There were some interesting tidbits to learn from the fourth bracket. Beaux Freres is co-owned by revered and controversial wine critic Robert Parker who, Stephen commented, has been excellent in his media impartiality when it comes to the winery. I was very impressed with the characteristics and expression of this wine and would definitely kick back next to the fire with a glass (if I could afford/justify the price tag!). The Ponzi wines are the brainchild of Dick Ponzi, who was originally a rocket scientist, worked for NASA, then moved on to design many of the rides at Disneyland before following his passion for wine! Unfortunately, my sample (along with a few others) was cloudy in the glass - I had picked up a whiff of 'salami' which was a bit odd! Therefore, I have not ranked this wine but instead have mentioned the 'bonus' wine from Haden Fig that Grand Cru were considerate enough to provide us to make up for the issue.

After we had tasted through all the wines, Stephen gave us a quick climatic overview of the Willamette Valley. Being a marginal climate, there is significant reliance on rain arriving at the right time (it is often too close for comfort to harvest!) and also relies upon a natural wind tunnel to moderate the temperature. 

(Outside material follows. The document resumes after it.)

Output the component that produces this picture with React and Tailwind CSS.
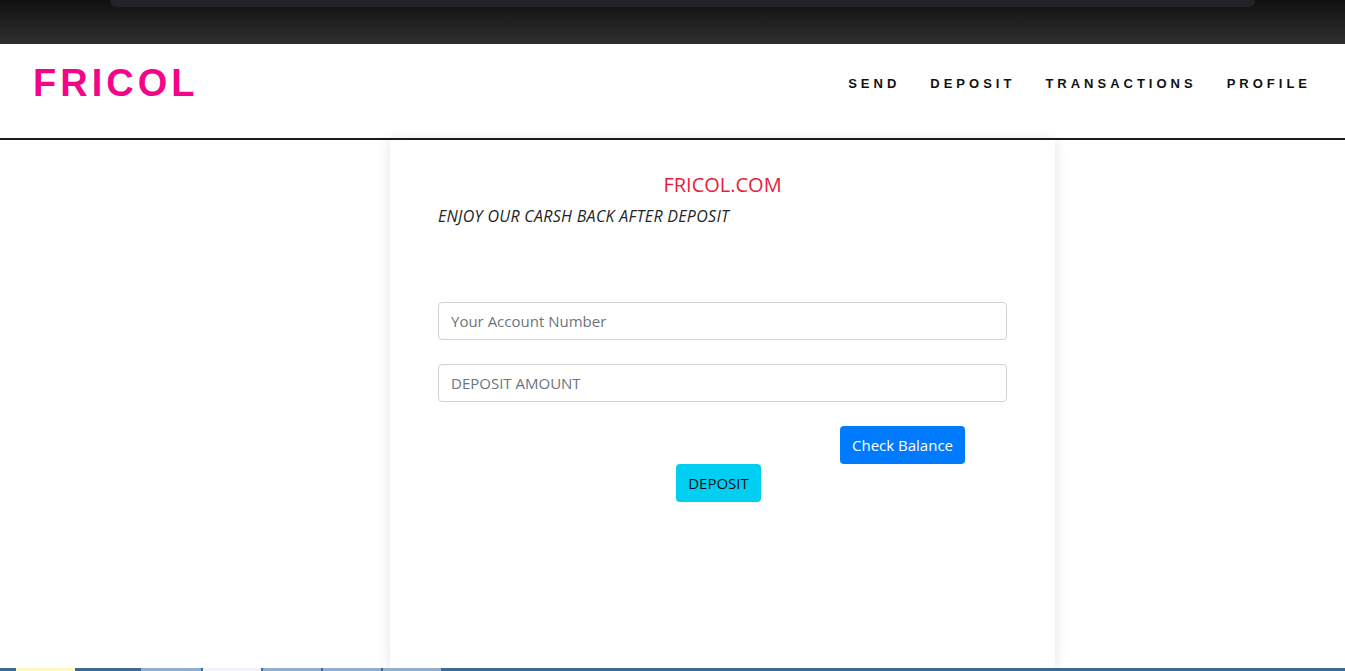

His tips for best vintages in recent times were interesting. Supposedly the winemakers consider 2011 as being one of the greatest yet, as it was a cooler year, allowing them to come closer to their ultimate goal of finesse and elegance of expression. On the other hand, he is fairly certain the wine press are on the verge of proclaiming 2012 as the 'Best Vintage Ever'. This was a much warmer year and, although the wines may have more power and intensity in their youth, he does not think they will stand the test of time as well as the 2011s will. Prior to that, you will not find much 2010 wines from the region, as there was a significant issue with 'bird ravage', however 2008 and 2009 were considered excellent vintages.

Although US Pinot is a limited commodity in Western Australia, Grand Cru Wineshop holds the largest range, with over 40 labels available. So if you are interested in branching out from your usual Central Otago or Burgundy Pinot, or you are keen to find a more affordable option, it's definitely worth a look in.